Without looking too closely at the technical details, photos taken within apps might also be missing out on some of the technical features afforded to the stock camera app, like being able to automatically switch to the ultra wide lens for the macro mode on recent Pro-model iPhones, for example, nor do you seem to get access to the camera modes and effects of the stock camera app. This means your photos when taken using apps aren’t necessarily going to be the same as ones when you take them using the stock camera app. All of this is still probably fine, if all you’re doing is taking photos for the purposes of sharing to others, but you might miss that data months or years later. There does seem to be exceptions to this, as clearly third party camera apps like Halide can capture in different formats, but I think Live Photos are a stock camera app exclusive.

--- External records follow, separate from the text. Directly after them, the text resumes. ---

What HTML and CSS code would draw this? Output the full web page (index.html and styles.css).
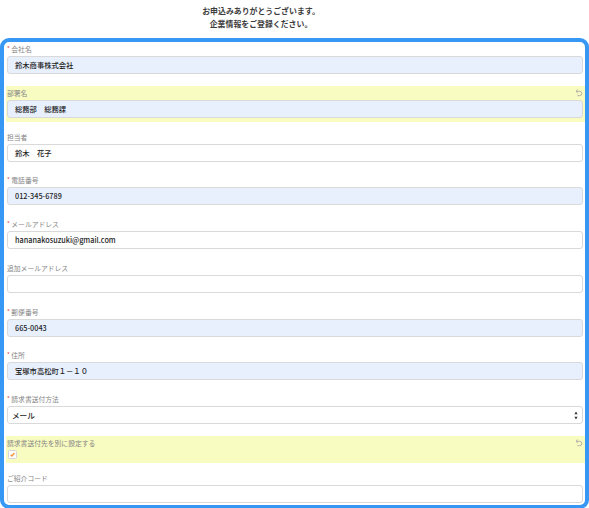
FILE: index.html
```html
<!DOCTYPE html>
<html lang="ja">
<head>
    <meta charset="UTF-8">
    <meta name="viewport" content="width=device-width, initial-scale=1.0">
    <title>企業情報の登録</title>
    <link rel="stylesheet" href="styles.css">
</head>
<body>
<header class="intro">
    <p>お申込みありがとうございます。</p>
    <p>企業情報をご登録ください。</p>
</header>
<form class="panel" id="company-form">
    <div class="field">
        <label class="field-label required">会社名</label>
        <input class="field-input filled" type="text" value="鈴木商事株式会社">
    </div>
    <div class="field changed">
        <label class="field-label">部署名</label>
        <input class="field-input filled" type="text" value="総務部　総務課">
        <svg class="undo" viewBox="0 0 8 8"><path d="M1 2.3 H4.6 A2.2 2.2 0 0 1 4.6 6.7 H2.4"/><path d="M2.8 0.6 L1 2.3 L2.8 4"/></svg>
    </div>
    <div class="field">
        <label class="field-label">担当者</label>
        <input class="field-input" type="text" value="鈴木　花子">
    </div>
    <div class="field">
        <label class="field-label required">電話番号</label>
        <input class="field-input filled" type="text" value="012-345-6789">
    </div>
    <div class="field">
        <label class="field-label required">メールアドレス</label>
        <input class="field-input" type="text" value="hananakosuzuki@gmail.com">
    </div>
    <div class="field">
        <label class="field-label">追加メールアドレス</label>
        <input class="field-input" type="text" value="">
    </div>
    <div class="field">
        <label class="field-label required">郵便番号</label>
        <input class="field-input filled" type="text" value="665-0043">
    </div>
    <div class="field">
        <label class="field-label required">住所</label>
        <input class="field-input filled" type="text" value="宝塚市高松町１－１０">
    </div>
    <div class="field">
        <label class="field-label required">請求書送付方法</label>
        <div class="select-wrap">
            <select class="field-input field-select">
                <option>メール</option>
                <option>郵送</option>
            </select>
            <svg class="select-arrows" viewBox="0 0 4 9"><path d="M2 0.5 L3.6 3.2 H0.4 Z"/><path d="M2 8.5 L3.6 5.8 H0.4 Z"/></svg>
        </div>
    </div>
    <div class="field changed">
        <label class="field-label">請求書送付先を別に設定する</label>
        <span class="check-box">
            <svg viewBox="0 0 7 7"><path d="M1.6 3.8 L2.9 5 L5.4 2"/></svg>
        </span>
        <svg class="undo" viewBox="0 0 8 8"><path d="M1 2.3 H4.6 A2.2 2.2 0 0 1 4.6 6.7 H2.4"/><path d="M2.8 0.6 L1 2.3 L2.8 4"/></svg>
    </div>
    <div class="field last">
        <label class="field-label">ご紹介コード</label>
        <input class="field-input" type="text" value="">
    </div>
</form>
</body>
</html>
```

FILE: styles.css
```css
body {
    margin: 0;
    font-family: "Noto Sans CJK JP", "Noto Sans", sans-serif;
    background-color: #fff;
    color: #333;
}

.intro {
    padding: 4px 67px 8px 0;
    text-align: center;
    font-size: 7.9px;
    font-weight: bold;
    line-height: 13px;
    color: #3c3c3c;
}

.intro p {
    margin: 0;
}

.panel {
    border: 4px solid #3797f5;
    border-radius: 9px;
    padding: 0 0 0 2px;
    margin: 0;
}

.field {
    position: relative;
    padding: 3px 2px 4px 1px;
    margin-bottom: 7.75px;
}

.field.last {
    margin-bottom: 0;
    padding-bottom: 2px;
}

.field.changed {
    background-color: #f9fcc0;
}

.field-label {
    display: block;
    font-size: 6.8px;
    line-height: 9px;
    height: 9px;
    margin-bottom: 2px;
    color: #858585;
}

.field-label.required::before {
    content: "*";
    color: #e2463c;
    font-size: 6px;
    vertical-align: top;
    line-height: 7px;
    margin-right: 1.5px;
}

.field-input {
    display: block;
    box-sizing: border-box;
    width: 100%;
    height: 18px;
    margin: 0;
    padding: 0 7px;
    border: 1px solid #d9d9d9;
    border-radius: 3px;
    background-color: #fff;
    font-family: "Noto Sans CJK JP", "Noto Sans", sans-serif;
    font-size: 7.3px;
    font-weight: 500;
    color: #1e1e1e;
    outline: none;
}

.field-input.filled {
    background-color: #e8f0fe;
}

.select-wrap {
    position: relative;
}

.field-select {
    appearance: none;
    -webkit-appearance: none;
    padding-left: 4px;
    font-size: 7.6px;
    font-weight: 500;
}

.select-arrows {
    position: absolute;
    right: 5px;
    top: 4.5px;
    width: 4px;
    height: 9px;
    fill: #333;
}

.check-box {
    display: block;
    box-sizing: border-box;
    width: 9px;
    height: 9px;
    margin-left: 1px;
    border: 1px solid #d6d6d6;
    border-radius: 1.5px;
    background-color: #fff;
}

.check-box svg {
    display: block;
    width: 7px;
    height: 7px;
    fill: none;
    stroke: #f0953a;
    stroke-width: 1.3;
}

.undo {
    position: absolute;
    top: 3px;
    right: 2px;
    width: 8px;
    height: 8px;
    fill: none;
    stroke: #a9a9a9;
    stroke-width: 0.9;
}
```
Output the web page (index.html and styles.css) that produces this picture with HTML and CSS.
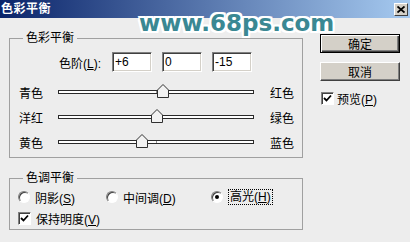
FILE: index.html
```html
<!doctype html>
<html>
<head>
  <meta charset="utf8">
  <title>色彩平衡</title>
  <link rel="stylesheet" href="styles.css">
</head>
<body>
  <div class="titlebar">
    <span class="title">色彩平衡</span>
    <span class="close">
      <svg width="8" height="7" viewBox="0 0 8 7"><path d="M0.5 0.5 L7.5 6.5 M7.5 0.5 L0.5 6.5" stroke="#000" stroke-width="1.8"/></svg>
    </span>
  </div>

  <div class="watermark">www.68ps.com</div>

  <div class="dialog">
    <div class="left">
      <fieldset class="group balance">
        <legend>色彩平衡</legend>
        <div class="levels">
          <label class="levels-label">色阶(<u>L</u>):</label>
          <input class="field" type="text" value="+6">
          <input class="field" type="text" value="0">
          <input class="field" type="text" value="-15">
        </div>

        <!-- sliders: thumb left = 98 + value * 0.98 - 6 -->
        <div class="slider-row first">
          <span class="side">青色</span>
          <div class="track">
            <span class="tick"></span>
            <svg class="thumb" style="left: 97.9px" width="12" height="14" viewBox="0 0 12 14"><polygon points="6,0.5 11.5,6 11.5,13.5 0.5,13.5 0.5,6" fill="#f2f2f2" stroke="#303030"/></svg>
          </div>
          <span class="side-right">红色</span>
        </div>
        <div class="slider-row">
          <span class="side">洋红</span>
          <div class="track">
            <span class="tick"></span>
            <svg class="thumb" style="left: 92px" width="12" height="14" viewBox="0 0 12 14"><polygon points="6,0.5 11.5,6 11.5,13.5 0.5,13.5 0.5,6" fill="#f2f2f2" stroke="#303030"/></svg>
          </div>
          <span class="side-right">绿色</span>
        </div>
        <div class="slider-row">
          <span class="side">黄色</span>
          <div class="track">
            <span class="tick"></span>
            <svg class="thumb" style="left: 77.3px" width="12" height="14" viewBox="0 0 12 14"><polygon points="6,0.5 11.5,6 11.5,13.5 0.5,13.5 0.5,6" fill="#f2f2f2" stroke="#303030"/></svg>
          </div>
          <span class="side-right">蓝色</span>
        </div>
      </fieldset>

      <fieldset class="group tone">
        <legend>色调平衡</legend>
        <div class="radio-row">
          <span class="radio-item shadows"><span class="radio"></span><span>阴影(<u>S</u>)</span></span>
          <span class="radio-item midtones"><span class="radio"></span><span>中间调(<u>D</u>)</span></span>
          <span class="radio-item"><span class="radio checked"></span><span class="focus">高光(<u>H</u>)</span></span>
        </div>
        <div class="check-row">
          <span class="check">
            <svg width="9" height="9" viewBox="0 0 9 9"><path d="M1 4 L3.5 6.5 L8 1.5" stroke="#000" stroke-width="1.8" fill="none"/></svg>
          </span>
          <span>保持明度(<u>V</u>)</span>
        </div>
      </fieldset>
    </div>

    <div class="right">
      <div class="btn default">确定</div>
      <div class="btn">取消</div>
      <div class="check-row preview">
        <span class="check">
          <svg width="9" height="9" viewBox="0 0 9 9"><path d="M1 4 L3.5 6.5 L8 1.5" stroke="#000" stroke-width="1.8" fill="none"/></svg>
        </span>
        <span>预览(<u>P</u>)</span>
      </div>
    </div>
  </div>
</body>
</html>
```

FILE: styles.css
```css
html, body {
  width: 410px;
  height: 242px;
  margin: 0;
  padding: 0;
  overflow: hidden;
  background: #ededed;
  font-family: "Liberation Sans", "Noto Sans CJK SC", sans-serif;
  font-size: 12px;
  color: #000;
}
body {
  position: relative;
}
u {
  text-decoration: underline;
}

/* title bar */
.titlebar {
  height: 18px;
  display: flex;
  align-items: center;
  justify-content: space-between;
  background: linear-gradient(to right, #0a246a, #a6caf0);
}
.title {
  color: #fff;
  font-weight: bold;
  font-size: 12px;
  line-height: 18px;
  padding-left: 1px;
  letter-spacing: 0.5px;
}
.close {
  width: 14px;
  height: 13px;
  margin-right: 2px;
  box-sizing: border-box;
  display: flex;
  align-items: center;
  justify-content: center;
  background: #d4d0c8;
  border: 1px solid;
  border-color: #fff #404040 #404040 #fff;
}

.watermark {
  position: absolute;
  left: 139px;
  top: 10px;
  font-family: "DejaVu Sans", sans-serif;
  font-weight: bold;
  font-size: 23px;
  color: #3a8893;
  text-shadow:
    -2px -2px 0 #fff, 2px -2px 0 #fff, -2px 2px 0 #fff, 2px 2px 0 #fff,
    0 -2px 0 #fff, 0 2px 0 #fff, -2px 0 0 #fff, 2px 0 0 #fff;
  z-index: 5;
}

/* dialog body */
.dialog {
  display: flex;
  padding: 13px 0 0 9px;
}
.left {
  width: 294px;
  flex-shrink: 0;
}
.right {
  margin-left: 17px;
  padding-top: 3px;
}

.group {
  margin: 0;
  min-width: 0;
  box-sizing: border-box;
  width: 294px;
  border: 1px solid #a0a0a0;
}
.group legend {
  padding: 0 3px;
  margin-left: 4px;
  line-height: 14px;
}
.balance {
  padding: 7px 8px 2px 9px;
}
.tone {
  margin-top: 13px;
  padding: 4px 8px 3px 9px;
}

.levels {
  display: flex;
  align-items: center;
  height: 20px;
  padding-left: 40px;
  column-gap: 10px;
}
.levels-label {
  width: 43px;
}
.field {
  width: 40px;
  height: 20px;
  box-sizing: border-box;
  margin: 0;
  padding: 0 2px;
  border: 1px solid;
  border-color: #808080 #fff #fff #808080;
  box-shadow: inset 1px 1px 0 #404040, inset -1px -1px 0 #d4d0c8;
  background: #fff;
  font-family: inherit;
  font-size: 12px;
  outline: none;
}

.slider-row {
  display: flex;
  align-items: center;
  height: 25px;
}
.slider-row.first {
  margin-top: 8px;
}
.side {
  width: 39px;
  flex-shrink: 0;
}
.side-right {
  margin-left: 16px;
  flex-shrink: 0;
}
.track {
  position: relative;
  flex-shrink: 0;
  width: 196px;
  height: 4px;
  box-sizing: border-box;
  margin-top: -1px;
  background: #fff;
  border: 1px solid #2a2a2a;
}
.tick {
  position: absolute;
  left: 97px;
  top: 0;
  width: 1px;
  height: 2px;
  background: #909090;
}
.thumb {
  position: absolute;
  top: -7px;
  display: block;
}

.radio-row {
  display: flex;
  align-items: center;
  height: 16px;
  margin-left: -1px;
}
.radio-item {
  display: flex;
  align-items: center;
  gap: 5px;
}
.shadows {
  width: 88px;
}
.midtones {
  width: 105px;
}
.radio {
  width: 12px;
  height: 12px;
  box-sizing: border-box;
  border-radius: 50%;
  border: 1px solid;
  border-color: #808080 #fff #fff #808080;
  box-shadow: inset 1px 1px 0 #404040;
  background: #fff;
  position: relative;
}
.radio.checked::after {
  content: "";
  position: absolute;
  left: 3px;
  top: 3px;
  width: 4px;
  height: 4px;
  border-radius: 50%;
  background: #000;
}
.focus {
  border: 1px dotted #000;
  padding: 0 1px;
  line-height: 14px;
}

.check-row {
  display: flex;
  align-items: center;
  gap: 5px;
  height: 16px;
  margin-top: 5px;
  margin-left: -1px;
}
.check {
  width: 13px;
  height: 13px;
  box-sizing: border-box;
  display: flex;
  align-items: center;
  justify-content: center;
  border: 1px solid;
  border-color: #808080 #fff #fff #808080;
  box-shadow: inset 1px 1px 0 #404040;
  background: #fff;
}

.btn {
  width: 80px;
  height: 19px;
  box-sizing: border-box;
  display: flex;
  align-items: center;
  justify-content: center;
  background: #d4d0c8;
  border: 1px solid;
  border-color: #fff #404040 #404040 #fff;
  box-shadow: inset -1px -1px 0 #808080;
  margin-bottom: 9px;
}
.btn.default {
  border: 1px solid #000;
  box-shadow: inset 1px 1px 0 #fff, inset -1px -1px 0 #404040, inset -2px -2px 0 #808080;
}
.preview {
  margin-top: 9px;
  margin-left: 1px;
  gap: 3px;
}
```
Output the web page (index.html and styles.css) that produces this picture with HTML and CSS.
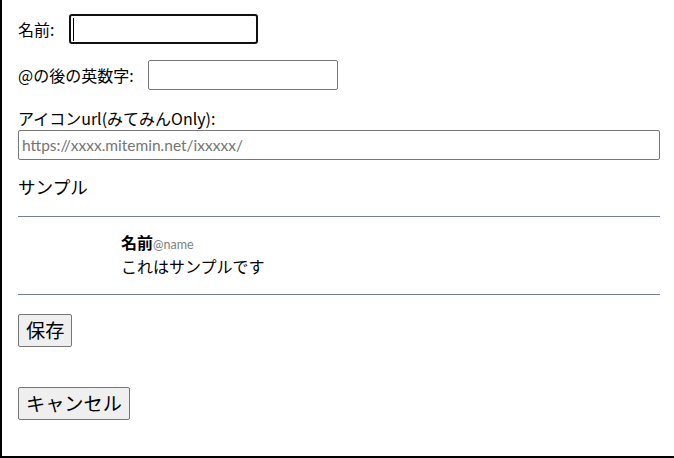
FILE: index.html
```html
<!DOCTYPE html>
<html lang="ja">
<head>
<meta charset="utf-8">
<title>設定</title>
<link rel="stylesheet" href="styles.css">
</head>
<body>
<div class="dialog">
  <div class="row row-name">
    <label class="label" for="name">名前:</label>
    <span class="focus-wrap">
      <input id="name" class="input input-focused" type="text">
      <span class="caret"></span>
    </span>
  </div>
  <div class="row row-id">
    <label class="label" for="uid">@の後の英数字:</label>
    <input id="uid" class="input" type="text">
  </div>
  <div class="block">
    <label class="label" for="icon">アイコンurl(みてみんOnly):</label>
    <input id="icon" class="input input-wide" type="text" placeholder="https://xxxx.mitemin.net/ixxxxx/">
  </div>
  <div class="sample-title">サンプル</div>
  <hr class="rule rule-top">
  <div class="sample">
    <div class="avatar"></div>
    <div class="sample-body">
      <div class="sample-head"><span class="sample-name">名前</span><span class="sample-id">@name</span></div>
      <div class="sample-text">これはサンプルです</div>
    </div>
  </div>
  <hr class="rule rule-bottom">
  <div class="actions">
    <button class="btn" type="button">保存</button>
    <button class="btn" type="button">キャンセル</button>
  </div>
</div>
</body>
</html>
```
FILE: styles.css
```css
html, body {
  margin: 0;
  padding: 0;
  background: #fff;
}
body {
  font-family: "Noto Sans CJK JP", "Noto Sans", sans-serif;
  font-size: 16px;
  color: #000;
}
.dialog {
  box-sizing: border-box;
  width: 674px;
  height: 458px;
  border-left: 2px solid #000;
  border-bottom: 2px solid #000;
  padding: 14px 14px 0 16px;
}
.row {
  display: flex;
  align-items: center;
  height: 30px;
}
.row-name .label {
  width: 51px;
}
.row-id {
  margin-top: 16px;
}
.row-id .label {
  width: 130px;
}
.label {
  line-height: 22px;
  display: block;
}
.input {
  box-sizing: border-box;
  height: 30px;
  width: 190px;
  border: 1px solid #767676;
  border-radius: 2px;
  padding: 0 3px;
  font-family: "Lato", "Noto Sans CJK JP", sans-serif;
  font-size: 15.5px;
  background: #fff;
  outline: none;
  margin: 0;
}
.input-focused {
  border: 2px solid #101010;
  border-radius: 3px;
  width: 189px;
  caret-color: transparent;
}
.focus-wrap {
  position: relative;
  display: block;
  height: 30px;
}
.caret {
  position: absolute;
  left: 4px;
  top: 4px;
  width: 1px;
  height: 23px;
  background: #000;
}
.block {
  margin-top: 17px;
}
.block .label {
  margin-bottom: 1px;
}
.input-wide {
  width: 642px;
  display: block;
}
.input-wide::placeholder {
  color: #757575;
}
.sample-title {
  margin-top: 15px;
  font-size: 17.6px;
  line-height: 24px;
}
.rule {
  border: 0;
  border-top: 1px solid #708090;
  margin: 0;
  width: 642px;
}
.rule-top {
  margin-top: 17px;
}
.sample {
  display: flex;
  padding: 15px 0 16px 0;
}
.avatar {
  width: 103px;
  flex: none;
}
.sample-head {
  line-height: 20px;
  height: 20px;
  white-space: nowrap;
}
.sample-name {
  font-weight: bold;
}
.sample-id {
  font-family: "Lato", "Noto Sans", sans-serif;
  font-size: 12.5px;
  color: #808080;
}
.sample-text {
  margin-top: 2px;
  line-height: 24px;
}
.actions {
  display: flex;
  flex-direction: column;
  align-items: flex-start;
  gap: 40px;
  padding-top: 19px;
}
.btn {
  box-sizing: border-box;
  height: 33px;
  padding: 0 7px;
  font-family: "Noto Sans CJK JP", sans-serif;
  font-size: 19.2px;
  line-height: 31px;
  border: 1px solid #767676;
  border-radius: 2px;
  background: #efefef;
  color: #000;
  margin: 0;
}
```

So when you want to share a photo to an app that doesn’t have access to your entire location history from all the photos in your camera roll, you can either:
– do a snap-select-send dance every time you want to send a new photo using that app, keeping your photo metadata intact and ensuring the best possible photos
– take and send the photo directly from within the app, which is a much more simplified process, but results in photos with no metadata and other features that you might want later, like Live Photos, and maybe even things like depth information.

And obviously, this is only for photos. For screenshots, the situation is even worse, and you have to do the snap-select-send dance every time.

What’s the fix?

Unless I’m overlooking something here, isn’t it as simple as letting apps only access photos taken in the past one or two hours? If you’re sending a photo that you just took, it seems unlikely that you would be doing it more than say two hours after it was taken, and while a higher number would give more leeway for this, I’d be concerned about an app having a rolling 12 or 24 hour access to your photos, because then we’d just end up with the same problem that we had originally if apps have access to all your photos, but one or two hours hopefully means that apps you haven’t recently used, won’t be able to take a rolling 1-2 hour peek at your photos.

Maybe the better solution is to prevent apps from having access to photos metadata in the first place. Then none of this would be an issue, and we could go back to the time when apps had access to all photos, all the time. Selective photos metadata might not be technically possible, but that would be the ideal.